Zt=j=1nwj(t)exp(Yjαtft(Xj))=j=1nwj(t)I{Yj=ft(Xj)}eαt+j=1nwj(t)I{Yjft(Xj)}eαt±j=1nwjI{Yjft(Xj)}eαt=eαt+(eαteαt)j=1nwj(t)I{Yjft(Xj)},\begin{aligned} Z_t &=\sum_{j=1}^n w_j(t) \exp \left(-Y_j \alpha_t f_t\left(X_j\right)\right) \\ &=\sum_{j=1}^n w_j^{(t)} I\left\{Y_j=f_t\left(X_j\right)\right\} e^{-\alpha_t}+\sum_{j=1}^n w_j^{(t)} I\left\{Y_j \neq f_t\left(X_j\right)\right\} e^{\alpha_t} \pm \sum_{j=1}^n w_j I\left\{Y_j \neq f_t\left(X_j\right)\right\} e^{-\alpha_t} \\ &=e^{-\alpha_t}+\left(e^{\alpha_t}-e^{-\alpha_t}\right) \sum_{j=1}^n w_j^{(t)} I\left\{Y_j \neq f_t\left(X_j\right)\right\}, \end{aligned}

where the last multiplicand is en,w(t)(ft)e_{n, w^{(t)}}\left(f_t\right). Recall that αt=12log(1en,w(t)(ft)en,w(t)(ft))\alpha_t=\frac{1}{2} \log \left(\frac{1-e_{n, w^{(t)}}\left(f_t\right)}{e_{n, w^{(t)}\left(f_t\right)}}\right), we thus have that

Zt=2en,w(t)(ft)(1en,w(t)(ft)).Z_t=2 \sqrt{e_{n, w^{(t)}}\left(f_t\right)\left(1-e_{n, w^{(t)}}\left(f_t\right)\right)} .

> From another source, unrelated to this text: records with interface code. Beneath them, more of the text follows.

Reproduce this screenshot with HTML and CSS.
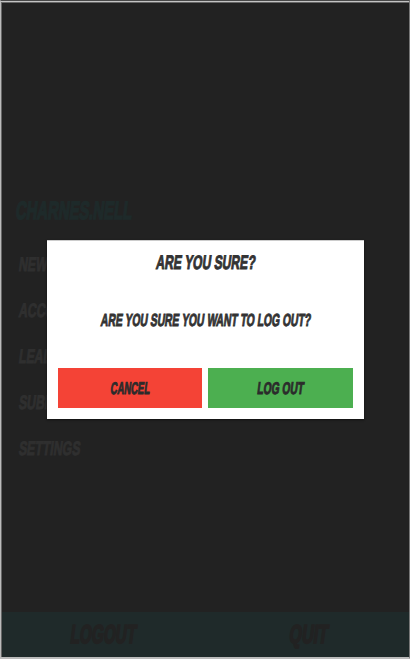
FILE: index.html
```
<!DOCTYPE html>
<html lang="en">
<head>
<meta charset="utf-8">
<title>Log out</title>
<link rel="stylesheet" href="styles.css">
</head>
<body>
<div class="window">
  <main class="menu">
    <h1 class="user"><span class="t t-user">CHARNES.NELL</span></h1>
    <ul class="items">
      <li><span class="t t-item">NEW GAME</span></li>
      <li><span class="t t-item">ACCOUNT</span></li>
      <li><span class="t t-item">LEADERS</span></li>
      <li><span class="t t-item">SUBMIT</span></li>
      <li><span class="t t-item">SETTINGS</span></li>
    </ul>
  </main>
  <footer class="bar">
    <div class="action"><span class="t t-logout">LOGOUT</span></div>
    <div class="action"><span class="t t-quit">QUIT</span></div>
  </footer>
</div>
<div class="dialog" role="dialog">
  <h2 class="title"><span class="t t-title">ARE YOU SURE?</span></h2>
  <p class="message"><span class="t t-message">ARE YOU SURE YOU WANT TO LOG OUT?</span></p>
  <div class="buttons">
    <button class="btn cancel"><span class="t t-cancel">CANCEL</span></button>
    <button class="btn confirm"><span class="t t-confirm">LOG OUT</span></button>
  </div>
</div>
</body>
</html>
```
FILE: styles.css
```
* { box-sizing: border-box; margin: 0; padding: 0; }
body {
  width: 410px;
  height: 659px;
  overflow: hidden;
  background: #222;
  font-family: "Liberation Sans", sans-serif;
  font-weight: 700;
}
.window {
  height: 659px;
  display: flex;
  flex-direction: column;
  border: solid;
  border-width: 1px 1px 2px 1px;
  border-color: #484848 #777 #bbb #bbb;
  box-shadow: inset 0 1px #c4c4c4, inset 1px 0 #666, inset 0 2px #666;
}
.menu { flex: 1; padding: 194px 0 0 15px; }
.user { height: 31px; display: flex; align-items: center; color: #1e2a2a; }
.items { list-style: none; padding: 16px 0 0 3px; }
.items li { height: 46px; display: flex; align-items: center; color: #2f2f2f; }
.bar { height: 45px; margin-left: 1px; padding-bottom: 1px; display: flex; background: #1f2a2a; color: #222; }
.action { flex: 1; display: flex; align-items: center; justify-content: center; }
.dialog {
  position: absolute;
  left: 47px;
  top: 240px;
  width: 317px;
  height: 179px;
  padding: 0 11px 11px;
  display: flex;
  flex-direction: column;
  background: #fff;
  border-top: 1px solid #ccc;
  box-shadow: 0 1px 2px #111;
  color: #333;
}
.title { height: 43px; display: flex; align-items: center; justify-content: center; }
.message { height: 74px; display: flex; align-items: center; justify-content: center; }
.buttons { display: grid; grid-template-columns: 144px 145px; gap: 6px; height: 40px; margin-top: auto; }
.btn { min-width: 0; border: 0; display: flex; align-items: center; justify-content: center; font: inherit; color: #2b2b2b; }
.cancel { background: #f44336; }
.confirm { background: #4caf50; }
.t { display: block; flex: none; white-space: nowrap; line-height: 1; -webkit-text-stroke: 1px currentColor; }
.t-user { font-size: 25px; transform-origin: left; transform: scaleX(0.595) skewX(-12deg); -webkit-text-stroke-width: 1.6px; }
.t-item { font-size: 19.5px; transform-origin: left; transform: scaleX(0.63) skewX(-12deg); }
.t-logout { font-size: 26px; transform: scaleX(0.59) skewX(-12deg); -webkit-text-stroke-width: 1.8px; }
.t-quit { font-size: 26px; transform: translateX(2px) scaleX(0.62) skewX(-12deg); -webkit-text-stroke-width: 1.8px; }
.t-title { font-size: 19.5px; transform: scaleX(0.62) skewX(-12deg); }
.t-message { font-size: 17.5px; transform: scaleX(0.59) skewX(-12deg); }
.t-cancel { font-size: 17px; transform: scaleX(0.555) skewX(-12deg); }
.t-confirm { font-size: 17px; transform: scaleX(0.6) skewX(-12deg); }
```
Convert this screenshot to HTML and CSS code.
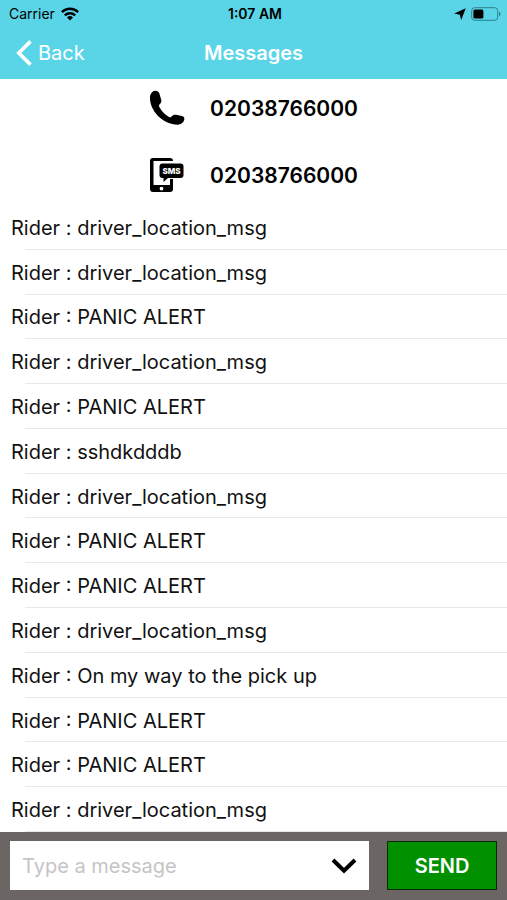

d) The function f(x)=x(1x);x[0,12γ]f(x)=x(1-x) ; x \in\left[0, \frac{1}{2}-\gamma\right] is maximized for x=12γx=\frac{1}{2}-\gamma, thus

Zt2(1/2γ)(1/2+γ)14γ2e4γ2=e2γ2,\mathbb{Z}_t \leq 2 \sqrt{(1 / 2-\gamma)(1 / 2+\gamma)} \leq \sqrt{1-4 \gamma^2} \leq \sqrt{e^{-4 \gamma^2}}=e^{-2 \gamma^2},

since 1xex1-x \leq e^{-x} for x[0,1]x \in[0,1]. Therefore

1nj=1nI{Yjg^T(Xj)}=t=1TZtexp(2Tγ2).\frac{1}{n} \sum_{j=1}^n I\left\{Y_j \neq \widehat{g}_T\left(X_j\right)\right\}=\prod_{t=1}^T Z_t \leq \exp \left(-2 T \gamma^2\right) .

In conclusion, the training error goes to 0 exponentially fast. However, the main object of interest is the "generalization error"

P(Yg^T(X))0.P\left(Y \widehat{g}_T(X)\right) \leq 0 .

Fortunately, in this case the generalization error is also going to be small: if the VC dimension of the base class F\mathcal{F} is V\mathrm{V}, then the generalization error is at most KVnK \sqrt{\frac{V}{n}} larger than the training error with high probability, where KK is some fixed number. The proof of this fact is rather difficult however and won't be covered in this course.